Британский музыкант, который пробует осмыслить мир через шум, — об альбоме из миллиарда звуков, недооцененной революции и агентстве звуковых путешествий

текст: Денис Бояринов
Detailed_picture© matthewherbert.com

На фестивале Beat Film Festival показывают фильм «Симфония шума. Революция Мэтью Херберта» — впечатляющую картину о британском композиторе и музыканте, авторе концепции «документальной музыки», который выпускал альбомы о жизни одной свиньи, о газете The Guardian и о Брексите (а в фильме, например, он жарит трубу во фритюре — и это не просто эксцентричная шутка). Пользуясь поводом, Денис Бояринов позвонил Мэтью Херберту и расспросил его о новых проектах — о «домашней» танцевальной музыке, для которой он записывал павлинов и лягушек, и альбоме, который будет состоять из миллиарда звуков.

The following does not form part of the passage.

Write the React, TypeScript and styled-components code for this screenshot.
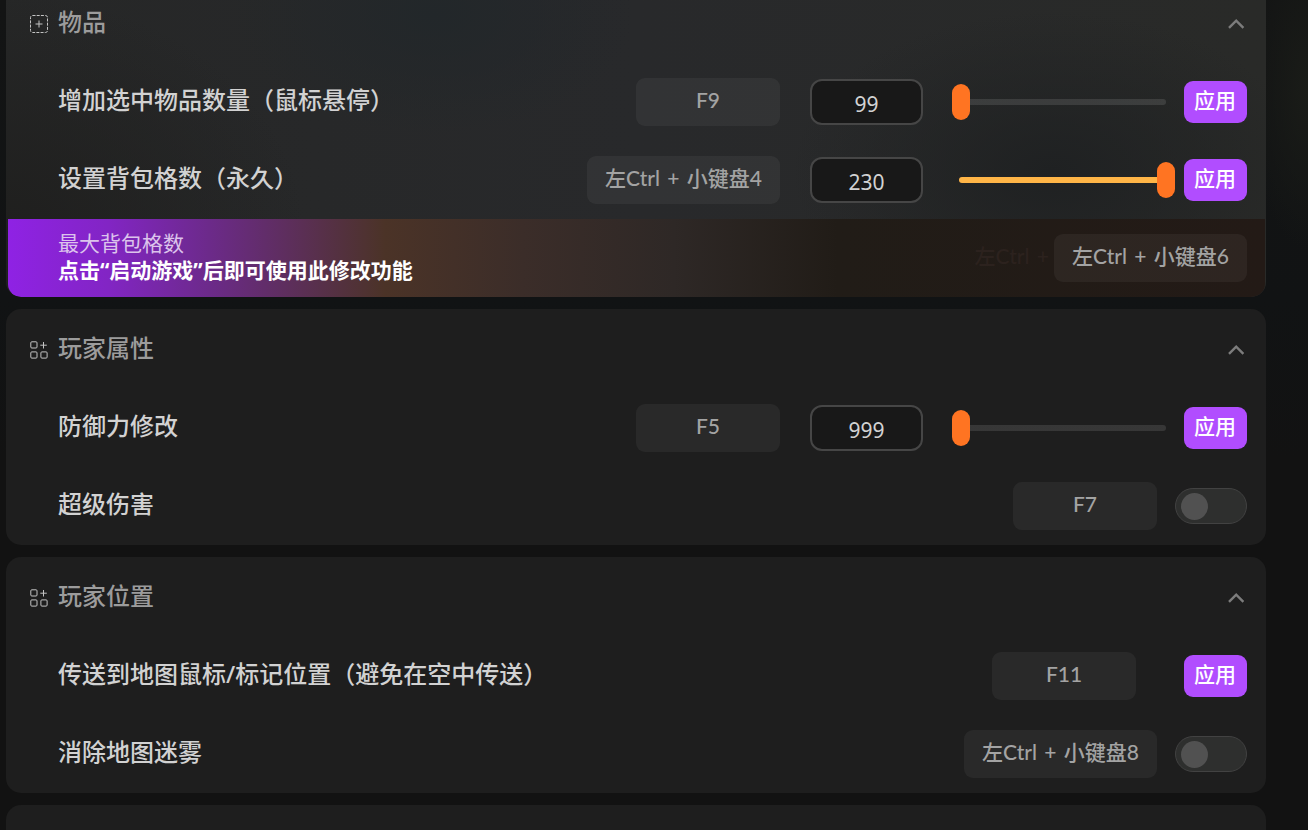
import React, { useId, useState } from 'react';
import styled, { createGlobalStyle } from 'styled-components';

const GlobalStyle = createGlobalStyle`
  *, *::before, *::after { box-sizing: border-box; }
  body {
    margin: 0;
    background: #121212;
    font-family: 'Noto Sans', 'Noto Sans CJK SC', sans-serif;
    color: #d2d2d2;
  }
  button, input { font: inherit; color: inherit; }
`;

const Page = styled.main`
  height: 100vh;
  overflow: hidden;
  padding: 0 42px 0 6px;
  background:
    radial-gradient(ellipse 60px 160px at 100% 90px, #1a1c18 0%, transparent 100%),
    linear-gradient(180deg, #131414 0, #111314 300px, #121212 460px);
`;

const List = styled.div`
  display: flex;
  flex-direction: column;
  gap: 12px;
  margin-top: -17px;
`;

const Card = styled.section<{ $lit?: boolean }>`
  flex: none;
  border-radius: 15px;
  overflow: hidden;
  background: ${({ $lit }) =>
    $lit
      ? `radial-gradient(ellipse 260px 160px at 83% 60%, #1f2122 0%, transparent 100%),
         radial-gradient(ellipse 300px 240px at 0% 80%, #1f1f1e 0%, transparent 100%),
         radial-gradient(ellipse 200px 120px at 34% 10%, #22272a 0%, transparent 100%),
         linear-gradient(90deg, #262727 0%, #28292b 50%, #292a28 100%)`
      : '#1e1e1e'};
`;

const Header = styled.header`
  display: flex;
  align-items: center;
  gap: 10px;
  height: 80px;
  padding: 1px 21px 0 24px;
`;

const HeaderIcon = styled.svg`
  flex: none;
  width: 18px;
  height: 18px;
  fill: none;
  stroke: #c4c4c4;
`;

const Title = styled.h2`
  flex: 1;
  margin: 0 0 3px;
  font-size: 24px;
  line-height: 36px;
  font-weight: 500;
  color: #9c9c9c;
`;

const Collapse = styled.button`
  display: flex;
  padding: 0;
  border: 0;
  background: none;
  color: #7c7c7c;
  cursor: pointer;
`;

const Row = styled.div`
  display: flex;
  align-items: center;
  height: 78px;
  padding: 0 19px 0 52px;
`;

const Label = styled.label`
  flex: 1;
  margin-bottom: 4px;
  font-size: 24px;
  line-height: 36px;
  font-weight: 500;
`;

const Controls = styled.div<{ $gap: number }>`
  display: flex;
  align-items: center;
  gap: ${({ $gap }) => $gap}px;
`;

const HotkeyButton = styled.button`
  min-width: 144px;
  height: 48px;
  padding: 0 18px 4px;
  border: 0;
  border-radius: 9px;
  background: rgba(255, 255, 255, 0.05);
  font-family: Lato, 'Noto Sans CJK SC', sans-serif;
  font-size: 21px;
  line-height: 30px;
  font-weight: 500;
  color: #a3a3a3;
  white-space: nowrap;
  cursor: pointer;
`;

const Plus = styled.span`
  margin: 0 2px;
`;

const ValueGroup = styled.div`
  display: flex;
  align-items: center;
  gap: 27px;
  margin-right: 9px;
`;

const NumberBox = styled.input`
  width: 113px;
  height: 46px;
  padding: 3px 0 0;
  border: 2px solid #464646;
  border-radius: 12px;
  outline: 0;
  background: #181818;
  font-size: 21px;
  text-align: center;
`;

const Slider = styled.div`
  display: grid;
  align-items: center;
  width: 225px;

  &::before {
    content: '';
    grid-area: 1 / 1;
    height: 6px;
    margin: 0 9px;
    border-radius: 3px;
    background: linear-gradient(90deg, #ffb547 var(--fill), rgba(255, 255, 255, 0.11) var(--fill));
  }
`;

const Range = styled.input`
  grid-area: 1 / 1;
  appearance: none;
  width: 100%;
  height: 36px;
  margin: 0;
  background: transparent;
  cursor: pointer;

  &::-webkit-slider-thumb {
    appearance: none;
    width: 18px;
    height: 36px;
    border-radius: 9px;
    background: #ff7422;
  }
`;

const Apply = styled.button`
  width: 63px;
  height: 42px;
  padding: 0 1px 5px 0;
  border: 0;
  border-radius: 9px;
  background: #b14dff;
  font-size: 21px;
  line-height: 30px;
  font-weight: 500;
  color: #fff;
  cursor: pointer;
`;

const Switch = styled.input`
  appearance: none;
  display: flex;
  align-items: center;
  width: 72px;
  height: 36px;
  margin: 0;
  padding: 0 5px;
  border: 1px solid #424242;
  border-radius: 18px;
  background: #2e2f2e;
  cursor: pointer;

  &::before {
    content: '';
    width: 27px;
    height: 27px;
    border-radius: 50%;
    background: #515151;
  }

  &:checked {
    justify-content: flex-end;
    background: #b14dff;
  }
`;

const Banner = styled(Row)`
  margin: 0 1px 0 2px;
  padding: 0 18px 0 50px;
  border-radius: 0 0 13px 13px;
  background: linear-gradient(
    90deg,
    #8f22e4 0%,
    #8225c4 8%,
    #6c2a8a 16%,
    #573049 25%,
    #4b3327 30%,
    #3b2d29 41%,
    #2e2826 53%,
    #211c17 66%,
    #231a16 100%
  );
`;

const BannerText = styled.div`
  flex: 1;
  margin-bottom: 3px;
  font-size: 21px;
  line-height: 27px;
`;

const BannerName = styled.p`
  margin: 0;
  color: #dcc3ec;
`;

const BannerHint = styled.p`
  margin: 0;
  font-weight: 700;
  color: #fff;
`;

const FadedHotkey = styled.span`
  margin-right: 3px;
  padding-bottom: 4px;
  font-family: Lato, 'Noto Sans CJK SC', sans-serif;
  font-size: 21px;
  line-height: 30px;
  font-weight: 500;
  color: #2c221e;
`;

function AddFrameIcon() {
  return (
    <HeaderIcon viewBox="0 0 18 18" aria-hidden="true">
      <rect x="0.5" y="0.5" width="17" height="17" rx="2" strokeDasharray="3 1.2" />
      <path d="M9 5.5v7M5.5 9h7" />
    </HeaderIcon>
  );
}

function GridPlusIcon() {
  return (
    <HeaderIcon viewBox="0 0 18 18" aria-hidden="true">
      <rect x="0.8" y="0.8" width="6.2" height="6.2" rx="1" />
      <rect x="0.8" y="10.9" width="6.2" height="6.2" rx="1" />
      <rect x="10.9" y="10.9" width="6.2" height="6.2" rx="1" />
      <path d="M13.5 1v6.5M10.3 4.2h6.5" />
    </HeaderIcon>
  );
}

function CardHeader({ title, icon }: { title: string; icon: React.ReactNode }) {
  return (
    <Header>
      {icon}
      <Title>{title}</Title>
      <Collapse type="button" aria-label={`收起${title}`}>
        <svg width="18" height="12" viewBox="0 0 18 12" fill="none" stroke="currentColor" strokeWidth="2.4">
          <path d="M2 9.8 9.2 2.6l7.2 7.2" />
        </svg>
      </Collapse>
    </Header>
  );
}

function Hotkey({ keys }: { keys: string[] }) {
  return (
    <HotkeyButton type="button">
      {keys.map((key, i) => (
        <React.Fragment key={key}>
          {i > 0 && <> <Plus>+</Plus> </>}
          {key}
        </React.Fragment>
      ))}
    </HotkeyButton>
  );
}

function ValueRow({ label, keys, initial, max }: { label: string; keys: string[]; initial: number; max: number }) {
  const id = useId();
  const [value, setValue] = useState(initial);
  const fill = { '--fill': `${(value / max) * 100}%` } as React.CSSProperties;
  return (
    <Row>
      <Label htmlFor={id}>{label}</Label>
      <Controls $gap={30}>
        <Hotkey keys={keys} />
        <ValueGroup>
          <NumberBox id={id} inputMode="numeric" value={value} onChange={(e) => setValue(Number(e.target.value) || 0)} />
          <Slider style={fill}>
            <Range
              type="range"
              aria-label={label}
              min={0}
              max={max}
              value={value}
              onChange={(e) => setValue(Number(e.target.value))}
            />
          </Slider>
        </ValueGroup>
      </Controls>
      <Apply type="button">应用</Apply>
    </Row>
  );
}

function ToggleRow({ label, keys }: { label: string; keys: string[] }) {
  const id = useId();
  return (
    <Row>
      <Label htmlFor={id}>{label}</Label>
      <Controls $gap={18}>
        <Hotkey keys={keys} />
        <Switch id={id} type="checkbox" role="switch" />
      </Controls>
    </Row>
  );
}

function ActionRow({ label, keys }: { label: string; keys: string[] }) {
  const id = useId();
  return (
    <Row>
      <Label htmlFor={id}>{label}</Label>
      <Controls $gap={48}>
        <Hotkey keys={keys} />
        <Apply id={id} type="button">应用</Apply>
      </Controls>
    </Row>
  );
}

export default function App() {
  return (
    <Page lang="zh-CN">
      <GlobalStyle />
      <List>
        <Card $lit>
          <CardHeader title="物品" icon={<AddFrameIcon />} />
          <ValueRow label="增加选中物品数量（鼠标悬停）" keys={['F9']} initial={99} max={9999} />
          <ValueRow label="设置背包格数（永久）" keys={['左Ctrl', '小键盘4']} initial={230} max={230} />
          <Banner>
            <BannerText>
              <BannerName>最大背包格数</BannerName>
              <BannerHint>点击“启动游戏”后即可使用此修改功能</BannerHint>
            </BannerText>
            <FadedHotkey aria-hidden="true">
              左Ctrl <Plus>+</Plus>
            </FadedHotkey>
            <Hotkey keys={['左Ctrl', '小键盘6']} />
          </Banner>
        </Card>
        <Card>
          <CardHeader title="玩家属性" icon={<GridPlusIcon />} />
          <ValueRow label="防御力修改" keys={['F5']} initial={999} max={99999} />
          <ToggleRow label="超级伤害" keys={['F7']} />
        </Card>
        <Card>
          <CardHeader title="玩家位置" icon={<GridPlusIcon />} />
          <ActionRow label="传送到地图鼠标/标记位置（避免在空中传送）" keys={['F11']} />
          <ToggleRow label="消除地图迷雾" keys={['左Ctrl', '小键盘8']} />
        </Card>
        <Card>
          <Header />
        </Card>
      </List>
    </Page>
  );
}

— Фильм «Симфония шума» снимался долгих 10 лет — это большой срок. Режиссер Энрике Санчес Ланш — должно быть, очень преданный поклонник вашей музыки. Как вы с ним познакомились?

— Совершенно случайно. Мы познакомились, когда я сделал ремикс на Десятую симфонию Малера для лейбла Deutsche Grammophon, — этот эпизод есть в фильме. Лейбл попросил его снять промовидео для этого альбома. Энрике понравилось то, что я делаю. Он нашел деньги на фильм и стал снимать меня дальше. Я и не думал, что найдется человек, который посвятит так много своего времени тому, что я делаю.

— Вы с ним подружились?

— Конечно. Он глубоко вник в то, что я делаю, и видел меня в разных обстоятельствах — во время работы и в путешествиях, во время диджей-сетов и концертов. Главное, что он очень заинтересовался звуком и слушанием. Съемки этого фильма стали для него образовательным процессом. Я не хочу сказать, что я его чему-то научил, — скорее, мы учились вместе. Чаще всего, когда я начинаю какую-то работу или проект, я не имею представления о том, что получится в финале. Я все время открываю для себя что-то новое в процессе работы — и он открывал это вместе со мной. Мы как будто были вместе в путешествии.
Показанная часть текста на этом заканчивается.